International patent application WO 2008/099204 describes a variable torque rate test joint (i.e. a JRS), which comprises a bolt that screws into a threaded bore of a test rig. A torque rate adjustment device comprises at least one spring beam that is anchored to a reaction point at one end and flexes as it extends in cantilever over a pivot point. The other end of the beam exerts axial pressure on a collar that acts against the head of the bolt to provide a force that resists turning of the bolt. The amount of flexure can be adjusted to vary the axial force and hence the torque rate of the test joint by varying the distance between the pivot point and the rotary axis of the bolt. That test joint was an improvement over earlier test joints because the test bolt upon which the tool acted had a relatively small moment of inertia, which was comparable to the actual moment of inertia of a genuine fastener bolt. Therefore the joint provided a more realistic simulation of the conditions under which the tool would be used. The correct moment of inertia is a particularly important consideration when the test joint is used for the performance testing of impulse drive tools. These tools rely on the transfer of pulses of torque, each pulse being a few milliseconds in duration, with many pulses per second being applied to the joint. If the joint has a large moment of inertia, then the tool cannot transfer enough energy to make the joint initially free-turn before the joint tightens, and the tool can then stall. A JRS that has a moment of inertia that is not matched to that of the real joint under simulation may thus not give true results for impulse tools.
In the test joint described in WO 2008/099204, the test bolt must have a certain minimum length in order to pass through the thickness of the apparatus. Therefore the moment of inertia of the test bolt cannot be reduced indefinitely and that type of test joint cannot be used to simulate smaller nuts and bolts accurately. A further problem is that the torque sensor located between the rotary tool and the test bolt adds to the moment of inertia of the moving parts upon which the tool must act.
As previously indicated, a testing programme for a rotary tool typically involves a large number of individual tests over which the results are averaged, for example a series of 50 tests. WO 2008/099204 describes that, at the end of each test, the clamping force on the test joint may be released and means such as a return spring or an electric motor may be used to rotate the test bolt back to its starting position for a further test in the series to be carried out. However, many rotary tools cannot be rotated in reverse so they would have to be removed from the bolt head after each test, which is laborious and inefficient. A better way of resetting the test joint at the end of each test in the series is therefore needed.

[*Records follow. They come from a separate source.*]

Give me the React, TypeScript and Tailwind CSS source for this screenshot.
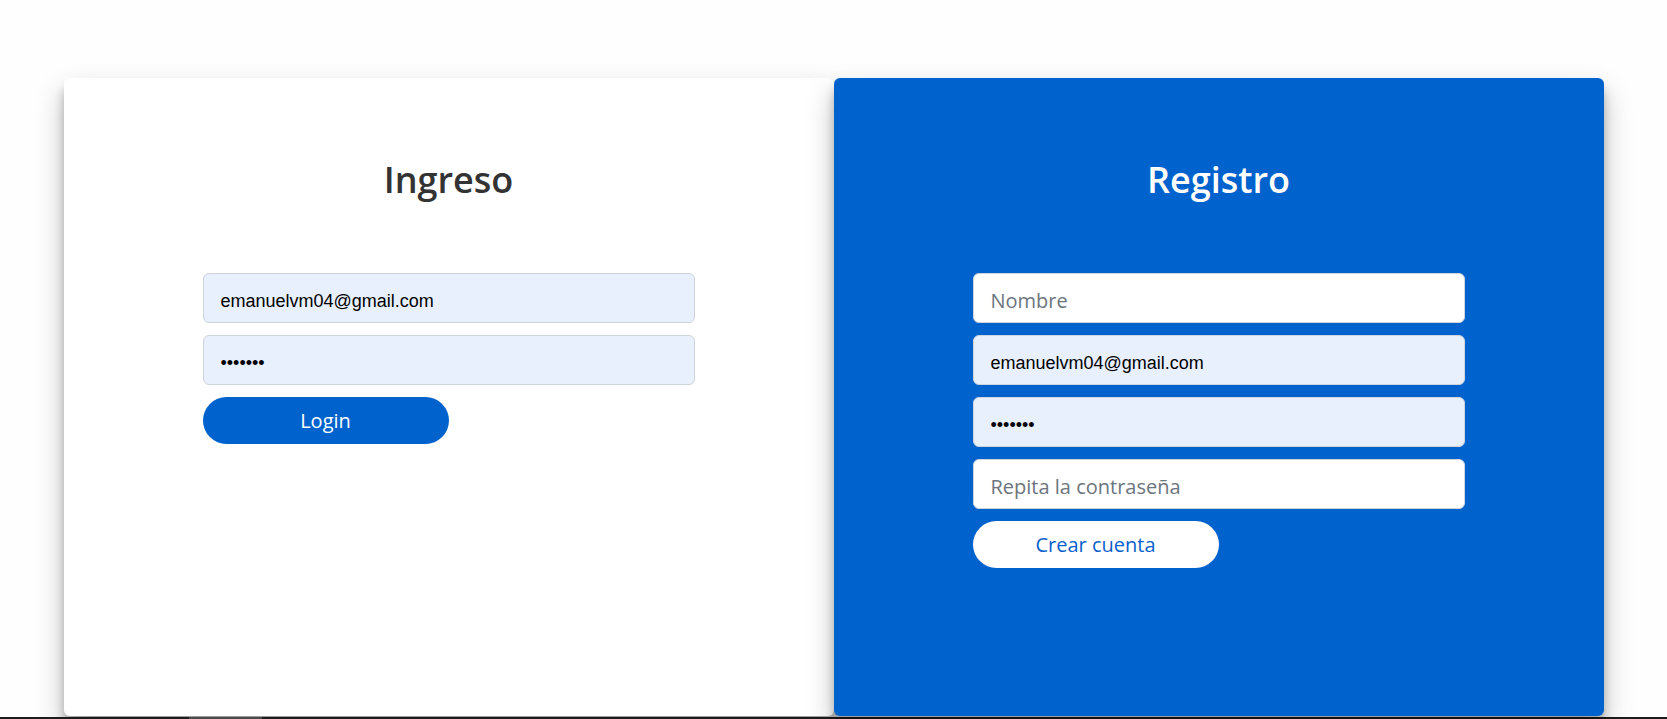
import type { FormEvent } from 'react';

const CARD_SHADOW = 'shadow-[0_14px_28px_rgba(0,0,0,0.25),0_10px_10px_rgba(0,0,0,0.22)]';
const INPUT_BASE =
  'block w-full h-[50px] rounded-[6px] border px-[17px] outline-none placeholder:text-[#6c757d]';
const FILLED = `${INPUT_BASE} pt-[6px] bg-[#e8f0fe] border-[#ced4da] text-black text-[18px] font-['Liberation_Sans',Arial,sans-serif]`;
const EMPTY = `${INPUT_BASE} pt-[4px] bg-white border-[#ced4da] text-[#495057] text-[20px] font-['Open_Sans','Noto_Sans',sans-serif]`;

export default function App() {
  function stop(e: FormEvent<HTMLFormElement>) {
    e.preventDefault();
  }

  return (
    <div className="flex h-[719px] w-full flex-col overflow-hidden bg-[#fefefe] font-['Open_Sans','Noto_Sans',sans-serif]">
      <div className="flex flex-1 justify-center pt-[78px]">
        <div className="flex h-[638px] w-[1540px]">
          {/* Login */}
          <div className={`flex h-full w-[770px] flex-col items-center rounded-[6px] bg-white pt-[80px] ${CARD_SHADOW}`}>
            <h1 className="text-[36px] font-semibold leading-[43px] text-[#333]">Ingreso</h1>
            <form onSubmit={stop} className="mt-[72px] flex w-[492px] flex-col gap-3">
              <input type="email" defaultValue="emanuelvm04@gmail.com" className={FILLED} />
              <input type="password" defaultValue="1234567" className={FILLED} />
              <button
                type="submit"
                className="h-[47px] w-[246px] rounded-full bg-[#0062cc] text-[20px] text-white"
              >
                Login
              </button>
            </form>
          </div>

          {/* Registro */}
          <div className={`relative z-10 flex h-full w-[770px] flex-col items-center rounded-[6px] bg-[#0062cc] pt-[80px] ${CARD_SHADOW}`}>
            <h1 className="text-[36px] font-semibold leading-[43px] text-white">Registro</h1>
            <form onSubmit={stop} className="mt-[72px] flex w-[492px] flex-col gap-3">
              <input type="text" placeholder="Nombre" className={EMPTY} />
              <input type="email" defaultValue="emanuelvm04@gmail.com" className={FILLED} />
              <input type="password" defaultValue="1234567" className={FILLED} />
              <input type="password" placeholder="Repita la contraseña" className={EMPTY} />
              <button
                type="submit"
                className="h-[47px] w-[246px] rounded-full bg-white text-[20px] text-[#0a5fcc]"
              >
                Crear cuenta
              </button>
            </form>
          </div>
        </div>
      </div>

      {/* bottom strip */}
      <div className="flex h-[2px] bg-[#1c1c1c]">
        <div className="ml-[189px] w-[73px] bg-[#4a4a4a]" />
      </div>
    </div>
  );
}
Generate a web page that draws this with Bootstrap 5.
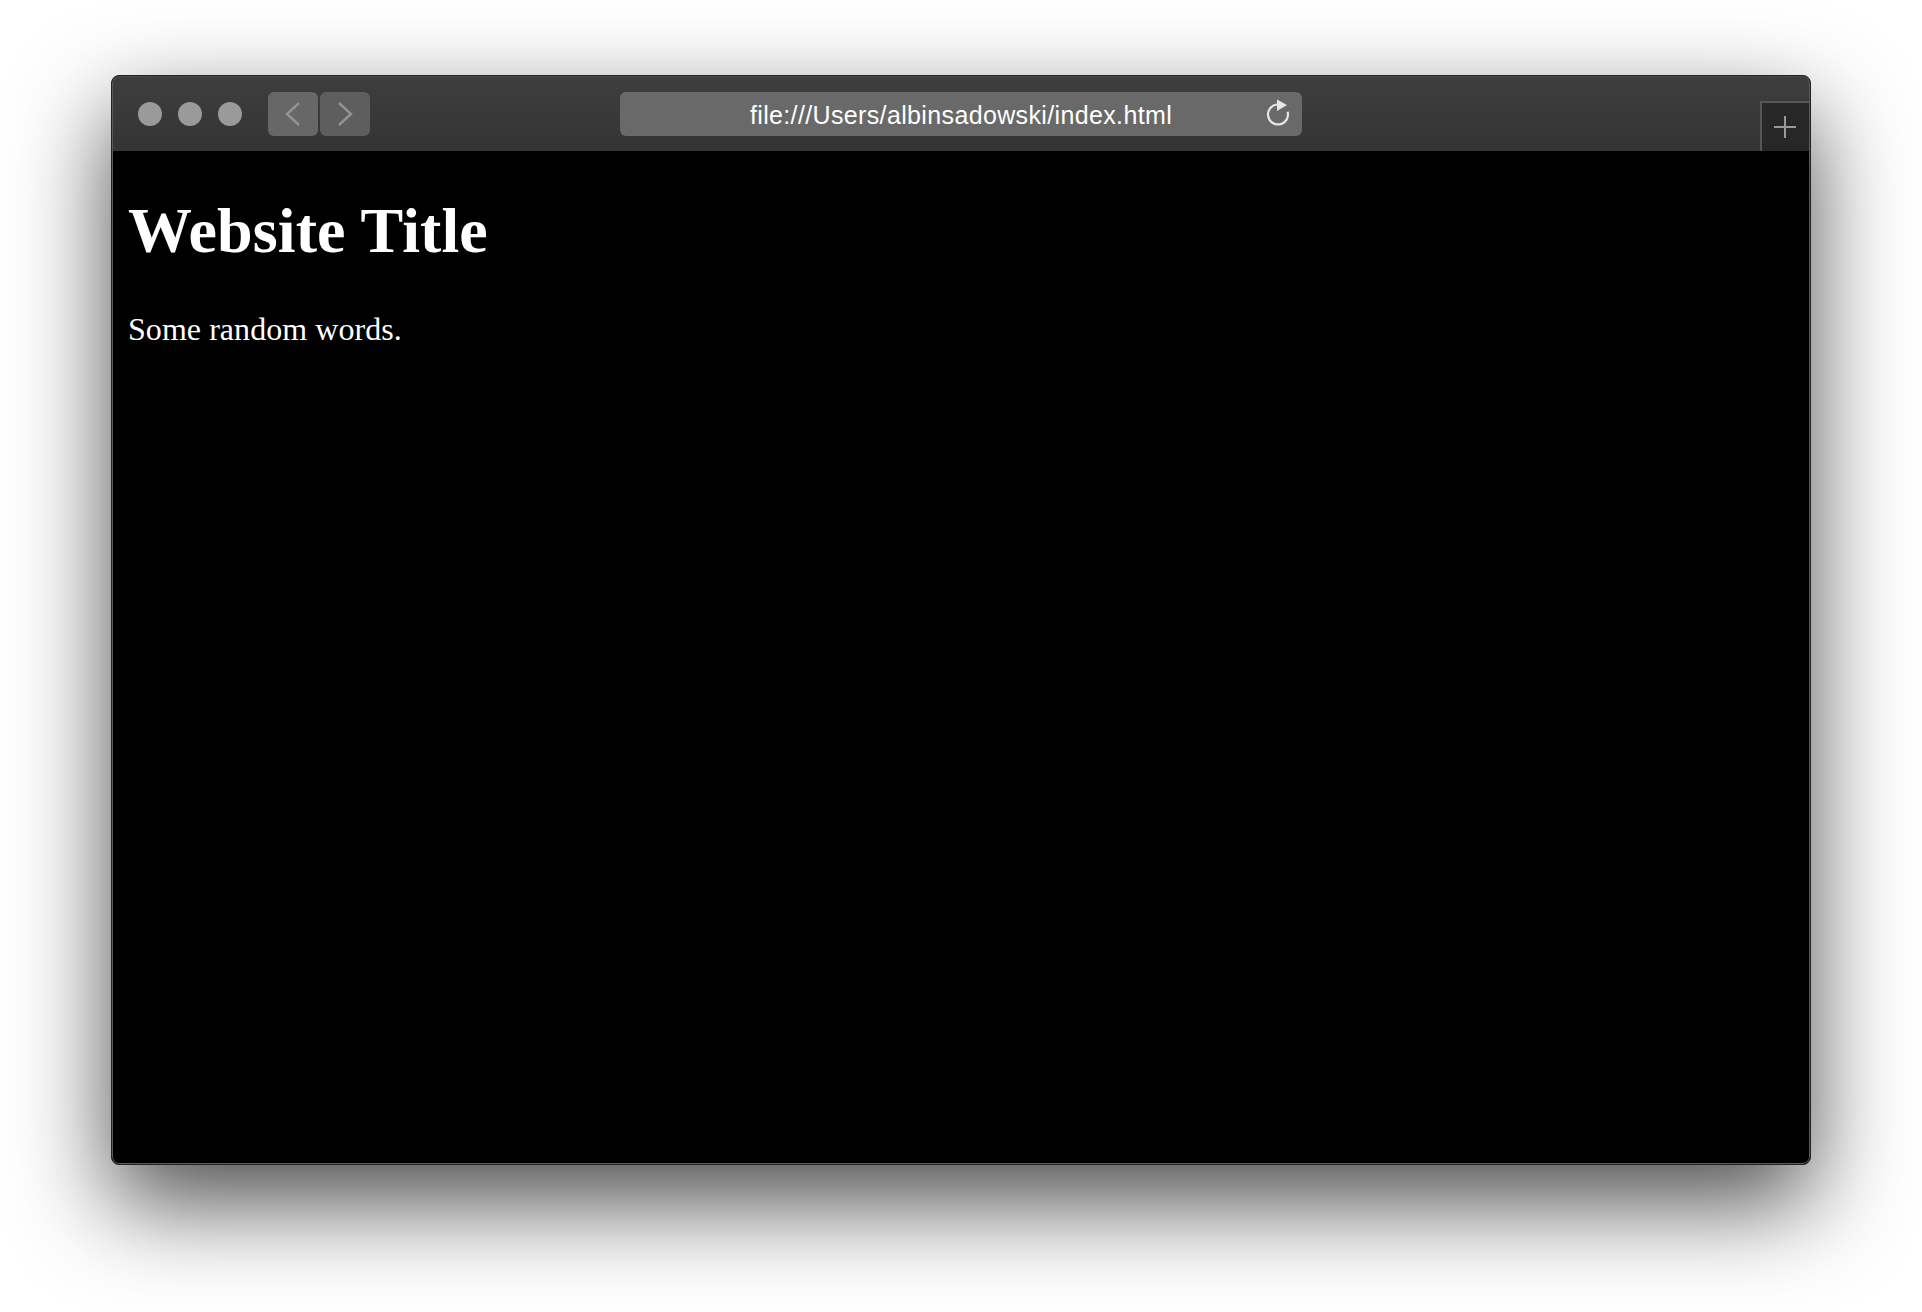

The measurement of torque is not a perfect substitute for the measurement of clamping force, which is the real quantity of interest. The relationship between torque and clamping force may vary with temperature and as a result of varying friction between the joint components. Friction depends on the amount of lubrication and may also change as the joint ages and becomes worn smooth by repeated use, which is a particular problem in a test joint. It is therefore desirable to provide more direct measurements of the clamping force and/or to be able to compensate for deviations from the expected torque rate of the test joint.